Debugging precision: When something goes wrong in a low-level program, there is no stack trace, no helpful error message, and no interpreter to catch the mistake. You develop a methodical, hypothesis-driven approach to debugging that transfers to every other environment.

Appreciation for abstraction: Paradoxically, writing assembly and C makes you appreciate high-level languages more, not less. Every convenience a language provides — automatic memory management, bounds checking, expressive type systems — is a solution to a real problem that you've now encountered first-hand.

The Uncomfortable Part

Low-level programming is genuinely difficult at first. The debugging feedback loop is slow, the error modes are unfamiliar, and the gap between "this looks right" and "this works correctly" is often large.

The temptation to retreat to familiar abstractions is real. Resisting it — staying at the level of registers and addresses until the concept clicks — is where the learning happens.

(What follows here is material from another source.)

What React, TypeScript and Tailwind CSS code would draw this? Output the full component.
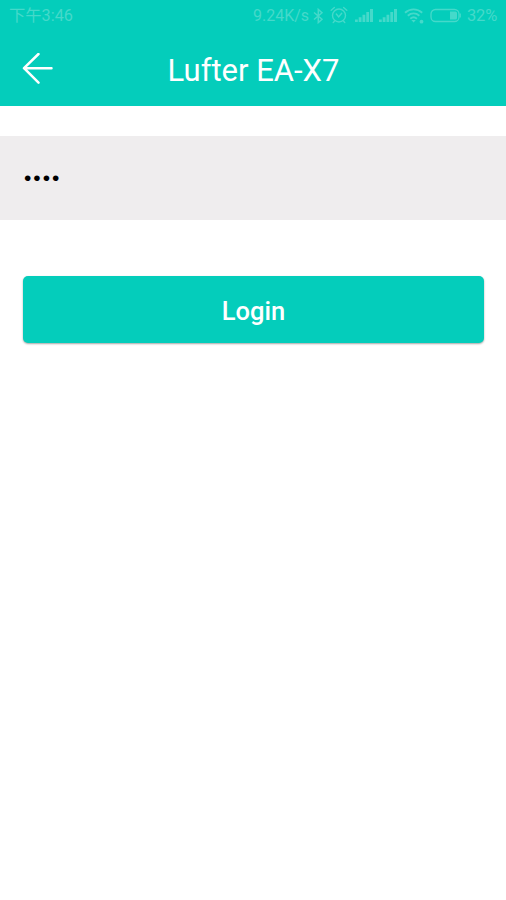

The first time a MIPS program runs correctly end-to-end, without a segfault or an incorrect result, is more satisfying than almost anything I've produced at a higher level. Because you know exactly why it works.

Recommended Approach

If you're going through COMP1521 or equivalent:

Read the MIPS instruction set reference regularly. You will forget which instructions exist and what they do. Having a reference open is not a crutch — it's normal.
Use MARS or SPIM to step through execution. Watching the register values change with each instruction builds intuition faster than any other method.
Write the high-level algorithm first. Knowing what you're trying to implement at an abstract level before translating to assembly reduces the cognitive load significantly.
Test edge cases explicitly. Empty strings, zero values, maximum sizes — these are exactly the cases where off-by-one errors and memory mismanagement show up.

The effort is worth it. Understanding what your programs are actually doing — at the level of instructions and memory addresses — is foundational to being a serious engineer.